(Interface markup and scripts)
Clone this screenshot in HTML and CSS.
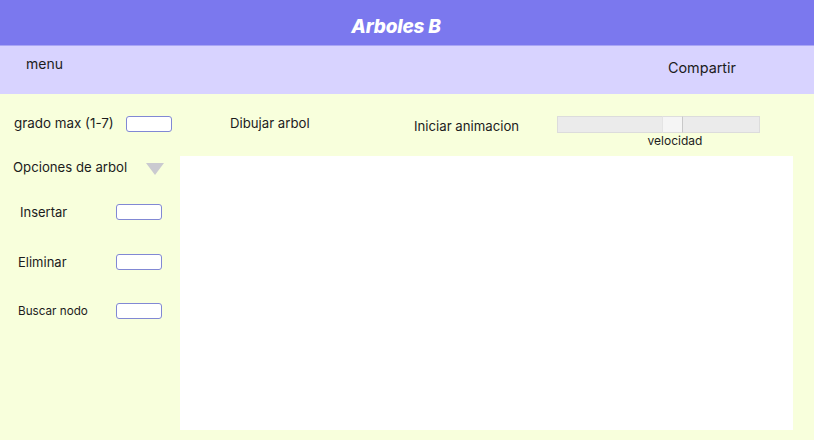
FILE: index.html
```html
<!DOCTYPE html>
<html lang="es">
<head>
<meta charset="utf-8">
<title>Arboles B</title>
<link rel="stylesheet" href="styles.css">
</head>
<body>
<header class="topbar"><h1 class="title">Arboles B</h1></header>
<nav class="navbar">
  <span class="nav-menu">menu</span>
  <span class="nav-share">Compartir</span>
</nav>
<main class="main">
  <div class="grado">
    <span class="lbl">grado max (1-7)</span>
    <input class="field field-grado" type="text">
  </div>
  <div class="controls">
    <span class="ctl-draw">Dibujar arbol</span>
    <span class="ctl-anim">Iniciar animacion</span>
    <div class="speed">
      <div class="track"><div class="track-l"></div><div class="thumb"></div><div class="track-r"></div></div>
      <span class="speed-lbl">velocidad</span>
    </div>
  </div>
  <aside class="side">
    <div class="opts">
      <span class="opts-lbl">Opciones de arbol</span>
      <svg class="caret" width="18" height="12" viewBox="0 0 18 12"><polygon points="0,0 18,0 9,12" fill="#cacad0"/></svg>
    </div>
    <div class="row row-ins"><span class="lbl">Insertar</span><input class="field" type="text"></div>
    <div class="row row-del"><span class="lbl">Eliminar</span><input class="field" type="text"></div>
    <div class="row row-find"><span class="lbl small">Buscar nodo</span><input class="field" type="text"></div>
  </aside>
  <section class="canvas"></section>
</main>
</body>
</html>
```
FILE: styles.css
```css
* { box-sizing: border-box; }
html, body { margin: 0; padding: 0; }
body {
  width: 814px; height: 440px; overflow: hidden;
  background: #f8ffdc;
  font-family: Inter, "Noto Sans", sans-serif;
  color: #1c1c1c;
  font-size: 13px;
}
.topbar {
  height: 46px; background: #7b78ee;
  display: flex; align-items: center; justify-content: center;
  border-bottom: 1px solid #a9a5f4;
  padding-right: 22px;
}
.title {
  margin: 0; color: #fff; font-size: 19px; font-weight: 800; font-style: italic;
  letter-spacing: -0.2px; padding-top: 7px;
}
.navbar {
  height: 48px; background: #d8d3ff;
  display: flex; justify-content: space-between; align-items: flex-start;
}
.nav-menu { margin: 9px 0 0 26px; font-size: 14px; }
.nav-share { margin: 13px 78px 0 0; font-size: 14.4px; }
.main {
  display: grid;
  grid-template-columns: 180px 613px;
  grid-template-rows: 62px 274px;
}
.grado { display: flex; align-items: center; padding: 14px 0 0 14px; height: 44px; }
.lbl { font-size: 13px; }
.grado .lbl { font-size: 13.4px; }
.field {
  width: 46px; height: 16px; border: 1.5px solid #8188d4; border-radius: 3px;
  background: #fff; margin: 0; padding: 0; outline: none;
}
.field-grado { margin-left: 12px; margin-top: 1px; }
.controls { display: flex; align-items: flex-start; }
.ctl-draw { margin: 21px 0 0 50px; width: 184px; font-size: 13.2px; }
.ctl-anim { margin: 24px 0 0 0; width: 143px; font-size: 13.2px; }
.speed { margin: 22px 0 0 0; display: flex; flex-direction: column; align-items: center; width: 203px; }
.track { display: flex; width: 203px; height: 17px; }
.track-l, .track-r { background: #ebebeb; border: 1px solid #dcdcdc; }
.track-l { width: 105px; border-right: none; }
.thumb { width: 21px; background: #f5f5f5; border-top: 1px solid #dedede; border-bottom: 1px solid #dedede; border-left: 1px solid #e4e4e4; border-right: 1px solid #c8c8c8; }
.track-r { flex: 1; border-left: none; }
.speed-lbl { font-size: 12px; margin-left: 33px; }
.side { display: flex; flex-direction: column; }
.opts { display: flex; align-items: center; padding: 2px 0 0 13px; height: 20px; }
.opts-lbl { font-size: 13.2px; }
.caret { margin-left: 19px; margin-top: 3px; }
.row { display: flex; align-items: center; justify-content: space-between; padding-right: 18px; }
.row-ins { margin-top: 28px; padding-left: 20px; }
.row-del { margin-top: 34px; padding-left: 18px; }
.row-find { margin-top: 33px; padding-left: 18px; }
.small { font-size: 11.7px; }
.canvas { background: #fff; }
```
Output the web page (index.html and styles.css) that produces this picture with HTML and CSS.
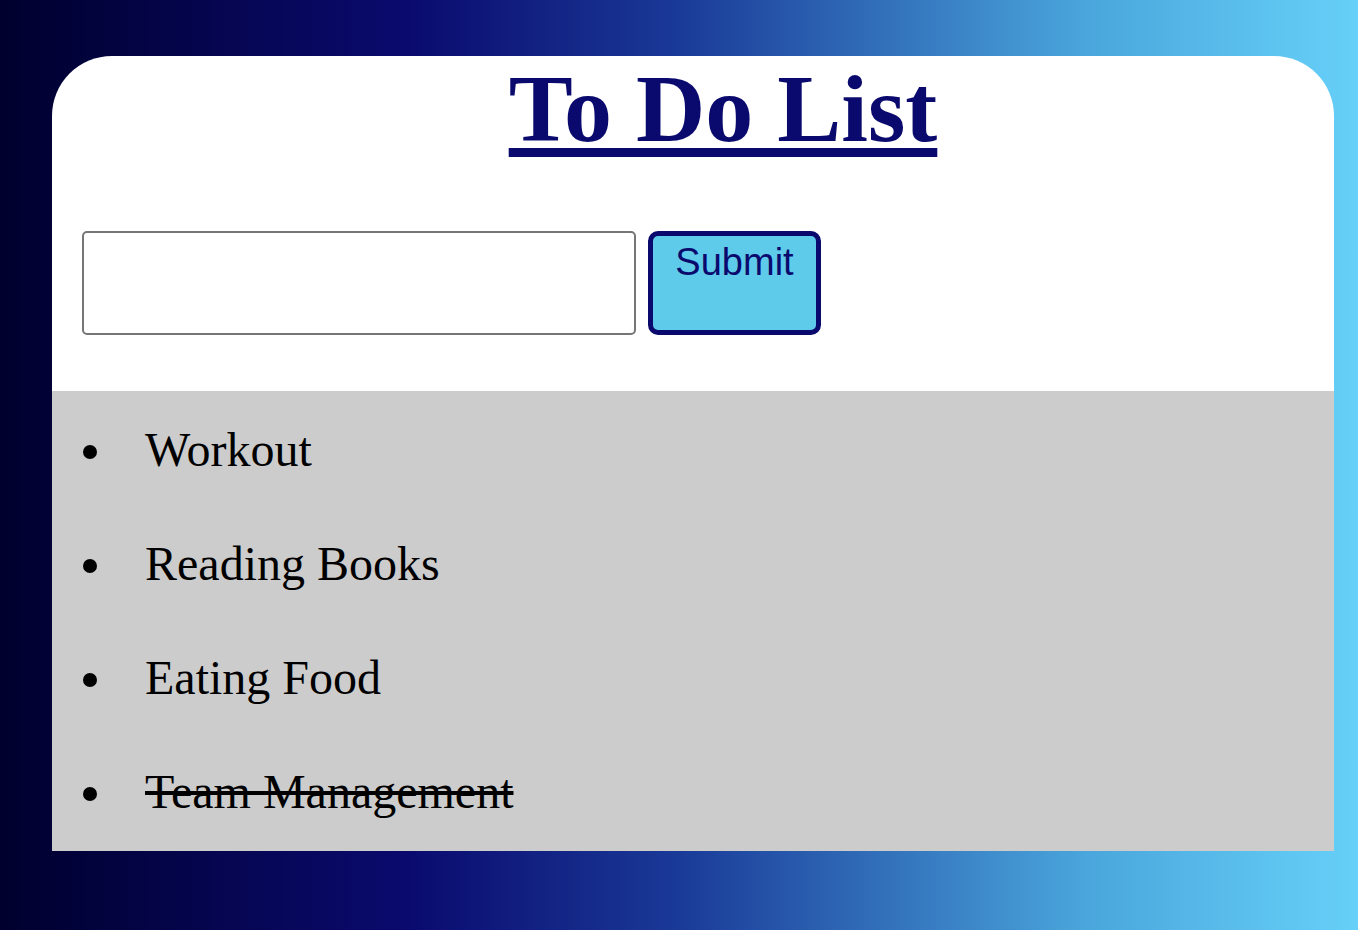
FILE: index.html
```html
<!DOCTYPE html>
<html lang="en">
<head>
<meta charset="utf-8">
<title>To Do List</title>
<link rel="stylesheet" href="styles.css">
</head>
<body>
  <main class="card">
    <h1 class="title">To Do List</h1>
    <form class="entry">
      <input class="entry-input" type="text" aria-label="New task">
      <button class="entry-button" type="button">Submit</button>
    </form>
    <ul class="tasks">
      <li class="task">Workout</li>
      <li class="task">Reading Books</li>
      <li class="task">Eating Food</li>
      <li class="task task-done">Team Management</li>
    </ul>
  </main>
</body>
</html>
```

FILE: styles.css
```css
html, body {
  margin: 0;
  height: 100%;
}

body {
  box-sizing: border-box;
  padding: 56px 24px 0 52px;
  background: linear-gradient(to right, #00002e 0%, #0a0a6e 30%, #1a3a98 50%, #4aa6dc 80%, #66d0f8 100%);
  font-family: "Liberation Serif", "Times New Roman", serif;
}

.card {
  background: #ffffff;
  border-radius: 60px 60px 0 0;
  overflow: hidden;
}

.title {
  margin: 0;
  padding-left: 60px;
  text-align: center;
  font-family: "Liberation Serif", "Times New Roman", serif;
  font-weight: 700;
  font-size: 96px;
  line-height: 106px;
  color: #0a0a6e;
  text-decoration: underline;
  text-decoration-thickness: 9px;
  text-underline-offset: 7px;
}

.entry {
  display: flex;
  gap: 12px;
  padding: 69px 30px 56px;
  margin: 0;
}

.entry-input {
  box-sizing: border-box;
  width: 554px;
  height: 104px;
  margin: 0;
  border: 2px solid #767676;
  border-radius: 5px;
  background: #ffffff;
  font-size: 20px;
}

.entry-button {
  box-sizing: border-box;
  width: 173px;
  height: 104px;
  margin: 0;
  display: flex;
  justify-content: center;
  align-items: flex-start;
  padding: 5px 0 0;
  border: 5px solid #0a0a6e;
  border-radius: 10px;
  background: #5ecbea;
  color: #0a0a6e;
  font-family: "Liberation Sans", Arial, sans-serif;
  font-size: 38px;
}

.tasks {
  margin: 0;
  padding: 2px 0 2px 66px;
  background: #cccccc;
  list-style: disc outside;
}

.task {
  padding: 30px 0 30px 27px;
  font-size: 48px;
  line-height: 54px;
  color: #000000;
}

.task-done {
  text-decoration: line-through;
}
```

--

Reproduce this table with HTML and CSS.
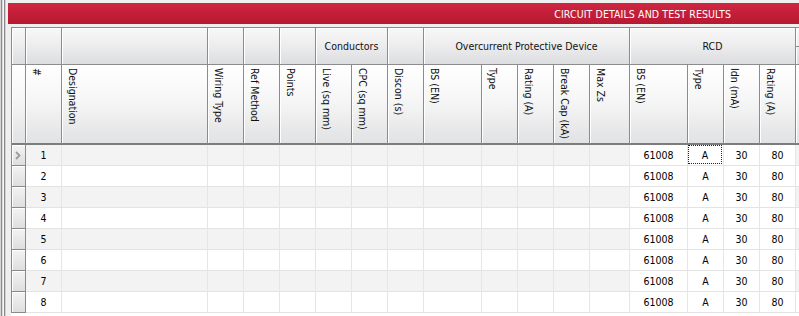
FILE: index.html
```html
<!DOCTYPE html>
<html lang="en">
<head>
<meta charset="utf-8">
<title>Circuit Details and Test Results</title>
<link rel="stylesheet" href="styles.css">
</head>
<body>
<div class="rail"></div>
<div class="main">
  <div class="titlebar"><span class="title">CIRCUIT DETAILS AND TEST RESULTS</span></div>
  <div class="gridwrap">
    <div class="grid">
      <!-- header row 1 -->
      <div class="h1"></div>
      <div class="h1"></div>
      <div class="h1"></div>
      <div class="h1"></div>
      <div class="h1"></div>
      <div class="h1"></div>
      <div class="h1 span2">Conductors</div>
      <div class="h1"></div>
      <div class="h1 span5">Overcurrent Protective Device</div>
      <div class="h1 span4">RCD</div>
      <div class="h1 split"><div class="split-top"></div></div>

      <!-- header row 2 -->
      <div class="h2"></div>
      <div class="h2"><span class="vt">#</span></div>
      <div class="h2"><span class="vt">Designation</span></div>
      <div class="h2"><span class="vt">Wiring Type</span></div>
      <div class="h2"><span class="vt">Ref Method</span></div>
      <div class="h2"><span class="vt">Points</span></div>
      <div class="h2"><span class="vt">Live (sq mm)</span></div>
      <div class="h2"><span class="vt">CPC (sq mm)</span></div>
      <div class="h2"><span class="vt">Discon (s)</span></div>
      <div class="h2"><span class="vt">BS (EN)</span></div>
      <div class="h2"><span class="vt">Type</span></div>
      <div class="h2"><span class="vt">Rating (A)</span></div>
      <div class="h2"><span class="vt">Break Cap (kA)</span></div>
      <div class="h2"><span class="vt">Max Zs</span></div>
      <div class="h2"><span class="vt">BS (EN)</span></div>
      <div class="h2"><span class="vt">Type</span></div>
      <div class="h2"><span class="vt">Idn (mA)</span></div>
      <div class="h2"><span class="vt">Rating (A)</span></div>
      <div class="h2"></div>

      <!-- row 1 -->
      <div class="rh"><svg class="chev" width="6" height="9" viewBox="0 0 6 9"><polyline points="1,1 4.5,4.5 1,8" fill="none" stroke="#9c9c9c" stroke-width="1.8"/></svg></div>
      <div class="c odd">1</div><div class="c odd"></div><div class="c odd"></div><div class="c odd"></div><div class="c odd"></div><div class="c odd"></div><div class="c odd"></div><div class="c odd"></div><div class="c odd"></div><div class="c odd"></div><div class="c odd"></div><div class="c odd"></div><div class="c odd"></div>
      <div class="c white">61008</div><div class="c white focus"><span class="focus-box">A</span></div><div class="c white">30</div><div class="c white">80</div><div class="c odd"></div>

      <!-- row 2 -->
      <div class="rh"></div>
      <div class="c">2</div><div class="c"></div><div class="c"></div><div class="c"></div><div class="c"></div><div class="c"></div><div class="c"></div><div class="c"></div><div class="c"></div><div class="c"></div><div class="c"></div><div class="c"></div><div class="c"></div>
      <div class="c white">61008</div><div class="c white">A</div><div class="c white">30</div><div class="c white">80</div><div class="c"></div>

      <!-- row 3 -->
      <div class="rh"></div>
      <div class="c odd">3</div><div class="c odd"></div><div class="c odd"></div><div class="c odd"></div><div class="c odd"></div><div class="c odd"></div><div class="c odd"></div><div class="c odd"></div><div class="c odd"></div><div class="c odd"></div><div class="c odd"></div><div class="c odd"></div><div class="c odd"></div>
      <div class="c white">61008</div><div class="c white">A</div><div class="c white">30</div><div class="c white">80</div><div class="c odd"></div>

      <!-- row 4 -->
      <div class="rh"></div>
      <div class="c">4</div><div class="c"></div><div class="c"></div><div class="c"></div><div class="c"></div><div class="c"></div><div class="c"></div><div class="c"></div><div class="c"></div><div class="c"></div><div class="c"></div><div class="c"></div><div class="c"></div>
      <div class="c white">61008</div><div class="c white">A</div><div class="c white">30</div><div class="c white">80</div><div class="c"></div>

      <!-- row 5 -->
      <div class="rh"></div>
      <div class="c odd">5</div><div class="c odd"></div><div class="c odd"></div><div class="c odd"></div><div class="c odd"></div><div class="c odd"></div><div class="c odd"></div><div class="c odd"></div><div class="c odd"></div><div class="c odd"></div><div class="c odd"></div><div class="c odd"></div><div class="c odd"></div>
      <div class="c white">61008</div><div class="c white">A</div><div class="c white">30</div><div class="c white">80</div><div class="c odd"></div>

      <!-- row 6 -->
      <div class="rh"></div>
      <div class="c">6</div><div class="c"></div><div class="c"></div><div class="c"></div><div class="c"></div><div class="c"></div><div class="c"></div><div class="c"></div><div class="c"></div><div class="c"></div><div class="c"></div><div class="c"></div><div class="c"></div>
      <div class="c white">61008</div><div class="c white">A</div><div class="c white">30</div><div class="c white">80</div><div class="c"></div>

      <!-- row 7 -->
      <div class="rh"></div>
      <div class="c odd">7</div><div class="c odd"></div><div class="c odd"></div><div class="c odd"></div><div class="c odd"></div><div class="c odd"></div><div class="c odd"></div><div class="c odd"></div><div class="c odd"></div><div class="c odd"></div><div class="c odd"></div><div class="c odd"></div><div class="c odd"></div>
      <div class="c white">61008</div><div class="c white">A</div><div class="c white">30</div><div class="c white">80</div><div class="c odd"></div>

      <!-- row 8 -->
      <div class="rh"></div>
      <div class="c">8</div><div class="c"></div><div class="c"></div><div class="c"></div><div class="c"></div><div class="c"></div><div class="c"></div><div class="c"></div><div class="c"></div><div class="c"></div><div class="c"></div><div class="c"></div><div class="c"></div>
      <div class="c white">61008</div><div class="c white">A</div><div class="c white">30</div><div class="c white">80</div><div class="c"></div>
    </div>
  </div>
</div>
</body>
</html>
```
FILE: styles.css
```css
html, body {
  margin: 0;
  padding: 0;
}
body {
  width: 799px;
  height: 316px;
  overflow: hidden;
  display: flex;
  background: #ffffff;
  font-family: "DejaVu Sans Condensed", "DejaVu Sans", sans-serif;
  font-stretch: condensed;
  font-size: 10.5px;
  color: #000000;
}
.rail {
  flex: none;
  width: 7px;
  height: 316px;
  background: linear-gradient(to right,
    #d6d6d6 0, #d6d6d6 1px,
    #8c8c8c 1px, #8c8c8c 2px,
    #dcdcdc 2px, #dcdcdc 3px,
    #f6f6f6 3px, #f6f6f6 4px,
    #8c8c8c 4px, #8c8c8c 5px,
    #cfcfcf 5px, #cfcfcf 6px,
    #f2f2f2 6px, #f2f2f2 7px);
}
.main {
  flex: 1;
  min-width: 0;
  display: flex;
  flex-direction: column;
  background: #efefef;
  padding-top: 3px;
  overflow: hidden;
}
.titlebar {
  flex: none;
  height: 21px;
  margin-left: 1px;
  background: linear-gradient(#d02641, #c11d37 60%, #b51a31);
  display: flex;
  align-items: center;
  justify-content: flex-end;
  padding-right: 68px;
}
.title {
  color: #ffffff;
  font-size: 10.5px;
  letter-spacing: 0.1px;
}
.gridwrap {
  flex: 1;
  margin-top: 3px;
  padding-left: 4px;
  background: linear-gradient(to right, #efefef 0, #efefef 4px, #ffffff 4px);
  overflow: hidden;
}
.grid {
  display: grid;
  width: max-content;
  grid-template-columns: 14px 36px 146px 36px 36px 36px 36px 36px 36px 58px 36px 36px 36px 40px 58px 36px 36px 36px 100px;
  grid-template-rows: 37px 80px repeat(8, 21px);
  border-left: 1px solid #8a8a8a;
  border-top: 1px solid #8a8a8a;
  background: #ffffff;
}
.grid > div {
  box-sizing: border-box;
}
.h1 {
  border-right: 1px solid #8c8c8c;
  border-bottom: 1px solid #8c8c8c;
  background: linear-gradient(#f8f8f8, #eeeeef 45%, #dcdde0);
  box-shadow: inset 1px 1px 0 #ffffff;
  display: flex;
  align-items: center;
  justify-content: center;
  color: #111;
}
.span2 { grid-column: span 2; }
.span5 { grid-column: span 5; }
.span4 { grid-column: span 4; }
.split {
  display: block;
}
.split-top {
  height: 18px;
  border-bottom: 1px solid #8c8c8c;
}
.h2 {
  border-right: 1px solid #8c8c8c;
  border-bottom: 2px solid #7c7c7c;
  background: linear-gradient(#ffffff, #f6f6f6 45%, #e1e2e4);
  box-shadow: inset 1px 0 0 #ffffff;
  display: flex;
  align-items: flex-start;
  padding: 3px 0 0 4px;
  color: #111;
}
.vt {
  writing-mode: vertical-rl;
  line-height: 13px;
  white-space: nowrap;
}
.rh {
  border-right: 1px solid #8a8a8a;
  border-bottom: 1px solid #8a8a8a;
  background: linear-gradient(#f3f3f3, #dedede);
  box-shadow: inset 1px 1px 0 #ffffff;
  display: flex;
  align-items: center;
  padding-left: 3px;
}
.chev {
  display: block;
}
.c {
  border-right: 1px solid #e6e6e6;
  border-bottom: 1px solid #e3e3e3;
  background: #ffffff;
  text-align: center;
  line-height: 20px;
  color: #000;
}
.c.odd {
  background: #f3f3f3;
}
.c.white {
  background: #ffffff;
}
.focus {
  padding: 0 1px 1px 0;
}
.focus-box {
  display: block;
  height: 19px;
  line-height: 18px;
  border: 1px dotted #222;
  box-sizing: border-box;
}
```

:: Request ::
Locate all lines in the listing above with the word "this" and copy them.

:: Task solution ::
Clone this screenshot in HTML and CSS.
Output the web page (index.html and styles.css) that produces this picture with HTML and CSS.
Reproduce this table with HTML and CSS.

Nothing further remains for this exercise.